Leave out the pictures and repeat the rest of the material exactly.

===============

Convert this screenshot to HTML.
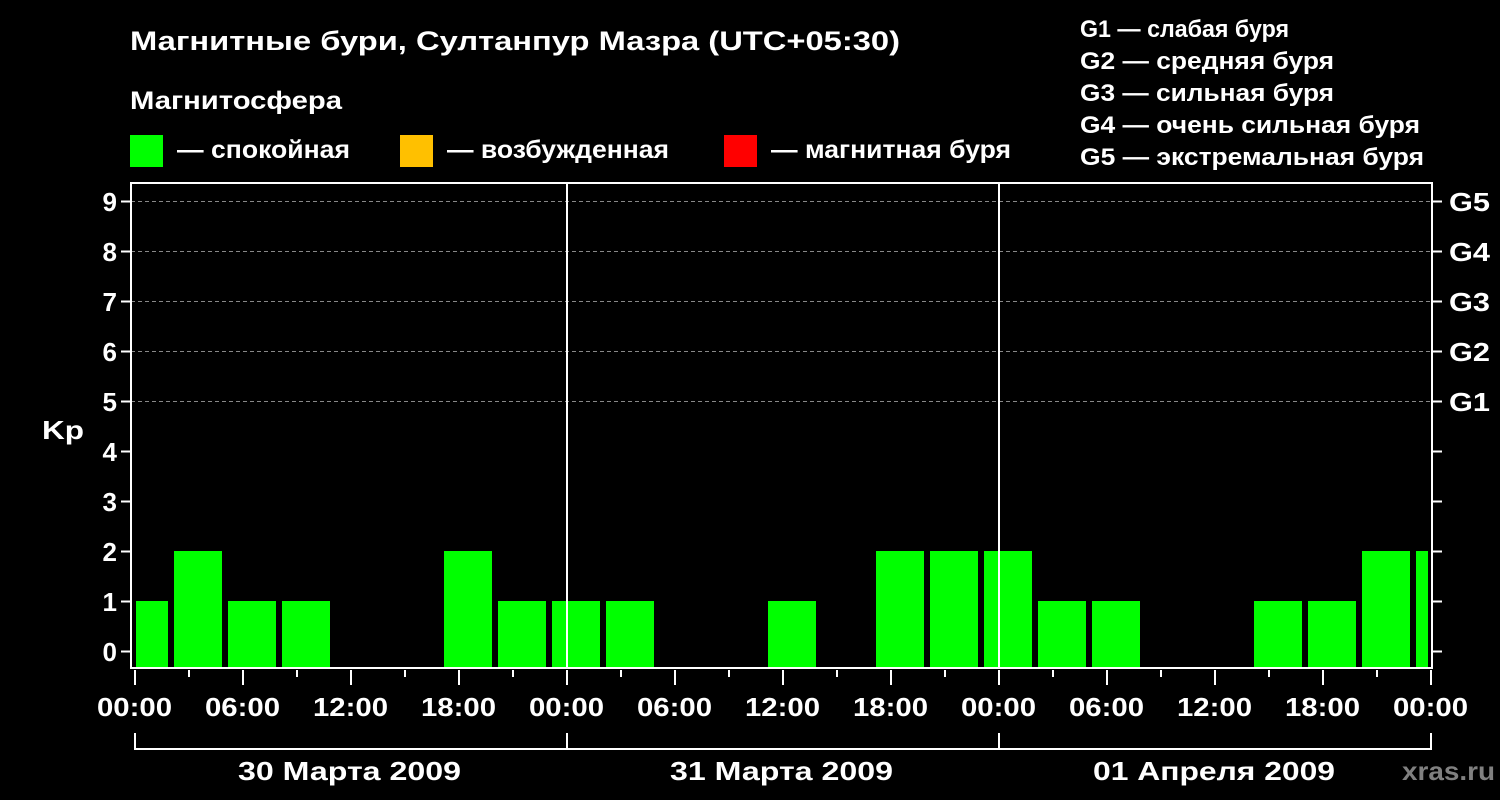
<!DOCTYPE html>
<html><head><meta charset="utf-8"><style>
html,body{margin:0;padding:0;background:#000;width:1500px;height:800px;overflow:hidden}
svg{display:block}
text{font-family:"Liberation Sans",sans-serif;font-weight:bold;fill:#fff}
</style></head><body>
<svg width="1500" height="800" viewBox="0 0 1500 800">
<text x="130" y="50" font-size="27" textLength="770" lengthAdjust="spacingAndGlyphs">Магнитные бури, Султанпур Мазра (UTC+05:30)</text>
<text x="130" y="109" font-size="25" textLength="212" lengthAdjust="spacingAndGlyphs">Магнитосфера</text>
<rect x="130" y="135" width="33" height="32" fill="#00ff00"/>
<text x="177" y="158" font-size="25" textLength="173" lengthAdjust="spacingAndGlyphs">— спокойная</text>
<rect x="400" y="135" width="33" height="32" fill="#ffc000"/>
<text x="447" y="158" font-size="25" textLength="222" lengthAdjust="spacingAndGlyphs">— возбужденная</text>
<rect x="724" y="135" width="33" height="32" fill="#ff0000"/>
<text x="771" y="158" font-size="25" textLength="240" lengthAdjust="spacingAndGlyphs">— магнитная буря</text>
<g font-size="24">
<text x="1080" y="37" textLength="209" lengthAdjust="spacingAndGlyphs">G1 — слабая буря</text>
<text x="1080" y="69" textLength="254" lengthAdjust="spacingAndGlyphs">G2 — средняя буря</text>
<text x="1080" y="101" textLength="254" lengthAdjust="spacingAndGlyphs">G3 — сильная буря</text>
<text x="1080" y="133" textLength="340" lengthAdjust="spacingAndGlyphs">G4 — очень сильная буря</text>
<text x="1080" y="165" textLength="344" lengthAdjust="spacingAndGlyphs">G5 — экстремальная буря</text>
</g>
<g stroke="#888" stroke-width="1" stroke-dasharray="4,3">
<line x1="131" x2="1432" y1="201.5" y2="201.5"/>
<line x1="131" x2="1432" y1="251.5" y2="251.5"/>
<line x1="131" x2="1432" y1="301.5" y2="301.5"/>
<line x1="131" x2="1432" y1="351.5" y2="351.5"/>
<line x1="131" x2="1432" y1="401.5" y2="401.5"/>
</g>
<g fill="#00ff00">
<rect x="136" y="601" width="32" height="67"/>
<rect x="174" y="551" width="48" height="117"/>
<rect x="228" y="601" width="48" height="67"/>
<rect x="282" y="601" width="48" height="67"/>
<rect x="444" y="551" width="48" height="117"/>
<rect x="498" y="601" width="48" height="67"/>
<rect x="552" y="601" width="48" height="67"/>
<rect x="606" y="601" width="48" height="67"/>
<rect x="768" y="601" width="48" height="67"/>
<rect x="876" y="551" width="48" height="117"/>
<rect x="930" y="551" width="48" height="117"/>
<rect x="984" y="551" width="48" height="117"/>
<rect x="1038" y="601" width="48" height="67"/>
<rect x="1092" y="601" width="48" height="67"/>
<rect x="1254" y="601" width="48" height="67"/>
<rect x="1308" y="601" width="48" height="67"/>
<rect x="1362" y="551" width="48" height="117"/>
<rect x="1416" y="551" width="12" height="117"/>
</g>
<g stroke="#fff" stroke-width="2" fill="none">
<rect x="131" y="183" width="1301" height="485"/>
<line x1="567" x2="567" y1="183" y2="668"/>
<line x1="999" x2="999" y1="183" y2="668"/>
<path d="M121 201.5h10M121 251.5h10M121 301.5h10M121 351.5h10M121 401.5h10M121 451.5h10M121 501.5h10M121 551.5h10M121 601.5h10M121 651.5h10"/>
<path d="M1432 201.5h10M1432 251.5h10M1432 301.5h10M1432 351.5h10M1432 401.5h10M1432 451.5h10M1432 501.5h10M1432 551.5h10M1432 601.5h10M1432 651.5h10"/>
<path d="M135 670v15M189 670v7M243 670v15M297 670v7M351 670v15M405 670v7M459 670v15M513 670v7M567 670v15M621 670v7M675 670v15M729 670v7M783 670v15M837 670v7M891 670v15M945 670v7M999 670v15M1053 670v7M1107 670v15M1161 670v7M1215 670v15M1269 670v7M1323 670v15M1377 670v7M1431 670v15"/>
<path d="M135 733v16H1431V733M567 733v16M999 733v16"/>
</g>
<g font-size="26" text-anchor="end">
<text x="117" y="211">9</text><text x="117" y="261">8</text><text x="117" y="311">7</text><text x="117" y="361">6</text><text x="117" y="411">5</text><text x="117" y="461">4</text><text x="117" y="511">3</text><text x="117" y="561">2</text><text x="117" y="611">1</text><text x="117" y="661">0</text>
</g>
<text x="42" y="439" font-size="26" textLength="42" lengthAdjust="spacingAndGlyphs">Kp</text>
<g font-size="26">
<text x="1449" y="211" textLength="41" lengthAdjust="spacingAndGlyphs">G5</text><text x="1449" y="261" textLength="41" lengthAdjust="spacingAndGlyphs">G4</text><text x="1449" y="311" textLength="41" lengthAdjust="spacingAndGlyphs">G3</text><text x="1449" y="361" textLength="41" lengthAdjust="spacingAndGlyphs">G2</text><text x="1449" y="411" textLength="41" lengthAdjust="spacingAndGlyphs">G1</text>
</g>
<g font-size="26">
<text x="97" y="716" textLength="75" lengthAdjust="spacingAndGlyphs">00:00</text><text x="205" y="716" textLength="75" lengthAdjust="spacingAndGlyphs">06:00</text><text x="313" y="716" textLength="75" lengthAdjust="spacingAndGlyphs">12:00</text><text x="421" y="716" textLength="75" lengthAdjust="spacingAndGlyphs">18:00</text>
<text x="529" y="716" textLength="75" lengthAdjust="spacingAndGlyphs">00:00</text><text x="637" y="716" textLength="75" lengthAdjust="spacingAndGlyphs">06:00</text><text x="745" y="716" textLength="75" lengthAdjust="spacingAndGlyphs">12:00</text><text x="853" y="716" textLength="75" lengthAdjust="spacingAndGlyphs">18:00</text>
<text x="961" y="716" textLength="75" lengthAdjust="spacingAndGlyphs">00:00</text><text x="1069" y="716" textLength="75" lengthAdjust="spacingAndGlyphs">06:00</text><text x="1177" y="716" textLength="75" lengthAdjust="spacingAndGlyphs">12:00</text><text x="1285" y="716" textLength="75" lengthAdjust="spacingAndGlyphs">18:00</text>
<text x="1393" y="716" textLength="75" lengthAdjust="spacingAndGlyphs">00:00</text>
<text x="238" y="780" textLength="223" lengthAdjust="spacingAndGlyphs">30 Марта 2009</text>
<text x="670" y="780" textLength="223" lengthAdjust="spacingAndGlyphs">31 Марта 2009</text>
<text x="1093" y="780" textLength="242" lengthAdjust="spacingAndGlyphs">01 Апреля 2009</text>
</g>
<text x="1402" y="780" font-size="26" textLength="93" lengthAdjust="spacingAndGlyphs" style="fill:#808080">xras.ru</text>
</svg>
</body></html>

===============

- _TASK RESULT_
Convert this screenshot to HTML.
<!DOCTYPE html>
<html><head><meta charset="utf-8"><style>
html,body{margin:0;padding:0;background:#000;width:1500px;height:800px;overflow:hidden}
svg{display:block}
text{font-family:"Liberation Sans",sans-serif;font-weight:bold;fill:#fff}
</style></head><body>
<svg width="1500" height="800" viewBox="0 0 1500 800">
<text x="130" y="50" font-size="27" textLength="770" lengthAdjust="spacingAndGlyphs">Магнитные бури, Султанпур Мазра (UTC+05:30)</text>
<text x="130" y="109" font-size="25" textLength="212" lengthAdjust="spacingAndGlyphs">Магнитосфера</text>
<rect x="130" y="135" width="33" height="32" fill="#00ff00"/>
<text x="177" y="158" font-size="25" textLength="173" lengthAdjust="spacingAndGlyphs">— спокойная</text>
<rect x="400" y="135" width="33" height="32" fill="#ffc000"/>
<text x="447" y="158" font-size="25" textLength="222" lengthAdjust="spacingAndGlyphs">— возбужденная</text>
<rect x="724" y="135" width="33" height="32" fill="#ff0000"/>
<text x="771" y="158" font-size="25" textLength="240" lengthAdjust="spacingAndGlyphs">— магнитная буря</text>
<g font-size="24">
<text x="1080" y="37" textLength="209" lengthAdjust="spacingAndGlyphs">G1 — слабая буря</text>
<text x="1080" y="69" textLength="254" lengthAdjust="spacingAndGlyphs">G2 — средняя буря</text>
<text x="1080" y="101" textLength="254" lengthAdjust="spacingAndGlyphs">G3 — сильная буря</text>
<text x="1080" y="133" textLength="340" lengthAdjust="spacingAndGlyphs">G4 — очень сильная буря</text>
<text x="1080" y="165" textLength="344" lengthAdjust="spacingAndGlyphs">G5 — экстремальная буря</text>
</g>
<g stroke="#888" stroke-width="1" stroke-dasharray="4,3">
<line x1="131" x2="1432" y1="201.5" y2="201.5"/>
<line x1="131" x2="1432" y1="251.5" y2="251.5"/>
<line x1="131" x2="1432" y1="301.5" y2="301.5"/>
<line x1="131" x2="1432" y1="351.5" y2="351.5"/>
<line x1="131" x2="1432" y1="401.5" y2="401.5"/>
</g>
<g fill="#00ff00">
<rect x="136" y="601" width="32" height="67"/>
<rect x="174" y="551" width="48" height="117"/>
<rect x="228" y="601" width="48" height="67"/>
<rect x="282" y="601" width="48" height="67"/>
<rect x="444" y="551" width="48" height="117"/>
<rect x="498" y="601" width="48" height="67"/>
<rect x="552" y="601" width="48" height="67"/>
<rect x="606" y="601" width="48" height="67"/>
<rect x="768" y="601" width="48" height="67"/>
<rect x="876" y="551" width="48" height="117"/>
<rect x="930" y="551" width="48" height="117"/>
<rect x="984" y="551" width="48" height="117"/>
<rect x="1038" y="601" width="48" height="67"/>
<rect x="1092" y="601" width="48" height="67"/>
<rect x="1254" y="601" width="48" height="67"/>
<rect x="1308" y="601" width="48" height="67"/>
<rect x="1362" y="551" width="48" height="117"/>
<rect x="1416" y="551" width="12" height="117"/>
</g>
<g stroke="#fff" stroke-width="2" fill="none">
<rect x="131" y="183" width="1301" height="485"/>
<line x1="567" x2="567" y1="183" y2="668"/>
<line x1="999" x2="999" y1="183" y2="668"/>
<path d="M121 201.5h10M121 251.5h10M121 301.5h10M121 351.5h10M121 401.5h10M121 451.5h10M121 501.5h10M121 551.5h10M121 601.5h10M121 651.5h10"/>
<path d="M1432 201.5h10M1432 251.5h10M1432 301.5h10M1432 351.5h10M1432 401.5h10M1432 451.5h10M1432 501.5h10M1432 551.5h10M1432 601.5h10M1432 651.5h10"/>
<path d="M135 670v15M189 670v7M243 670v15M297 670v7M351 670v15M405 670v7M459 670v15M513 670v7M567 670v15M621 670v7M675 670v15M729 670v7M783 670v15M837 670v7M891 670v15M945 670v7M999 670v15M1053 670v7M1107 670v15M1161 670v7M1215 670v15M1269 670v7M1323 670v15M1377 670v7M1431 670v15"/>
<path d="M135 733v16H1431V733M567 733v16M999 733v16"/>
</g>
<g font-size="26" text-anchor="end">
<text x="117" y="211">9</text><text x="117" y="261">8</text><text x="117" y="311">7</text><text x="117" y="361">6</text><text x="117" y="411">5</text><text x="117" y="461">4</text><text x="117" y="511">3</text><text x="117" y="561">2</text><text x="117" y="611">1</text><text x="117" y="661">0</text>
</g>
<text x="42" y="439" font-size="26" textLength="42" lengthAdjust="spacingAndGlyphs">Kp</text>
<g font-size="26">
<text x="1449" y="211" textLength="41" lengthAdjust="spacingAndGlyphs">G5</text><text x="1449" y="261" textLength="41" lengthAdjust="spacingAndGlyphs">G4</text><text x="1449" y="311" textLength="41" lengthAdjust="spacingAndGlyphs">G3</text><text x="1449" y="361" textLength="41" lengthAdjust="spacingAndGlyphs">G2</text><text x="1449" y="411" textLength="41" lengthAdjust="spacingAndGlyphs">G1</text>
</g>
<g font-size="26">
<text x="97" y="716" textLength="75" lengthAdjust="spacingAndGlyphs">00:00</text><text x="205" y="716" textLength="75" lengthAdjust="spacingAndGlyphs">06:00</text><text x="313" y="716" textLength="75" lengthAdjust="spacingAndGlyphs">12:00</text><text x="421" y="716" textLength="75" lengthAdjust="spacingAndGlyphs">18:00</text>
<text x="529" y="716" textLength="75" lengthAdjust="spacingAndGlyphs">00:00</text><text x="637" y="716" textLength="75" lengthAdjust="spacingAndGlyphs">06:00</text><text x="745" y="716" textLength="75" lengthAdjust="spacingAndGlyphs">12:00</text><text x="853" y="716" textLength="75" lengthAdjust="spacingAndGlyphs">18:00</text>
<text x="961" y="716" textLength="75" lengthAdjust="spacingAndGlyphs">00:00</text><text x="1069" y="716" textLength="75" lengthAdjust="spacingAndGlyphs">06:00</text><text x="1177" y="716" textLength="75" lengthAdjust="spacingAndGlyphs">12:00</text><text x="1285" y="716" textLength="75" lengthAdjust="spacingAndGlyphs">18:00</text>
<text x="1393" y="716" textLength="75" lengthAdjust="spacingAndGlyphs">00:00</text>
<text x="238" y="780" textLength="223" lengthAdjust="spacingAndGlyphs">30 Марта 2009</text>
<text x="670" y="780" textLength="223" lengthAdjust="spacingAndGlyphs">31 Марта 2009</text>
<text x="1093" y="780" textLength="242" lengthAdjust="spacingAndGlyphs">01 Апреля 2009</text>
</g>
<text x="1402" y="780" font-size="26" textLength="93" lengthAdjust="spacingAndGlyphs" style="fill:#808080">xras.ru</text>
</svg>
</body></html>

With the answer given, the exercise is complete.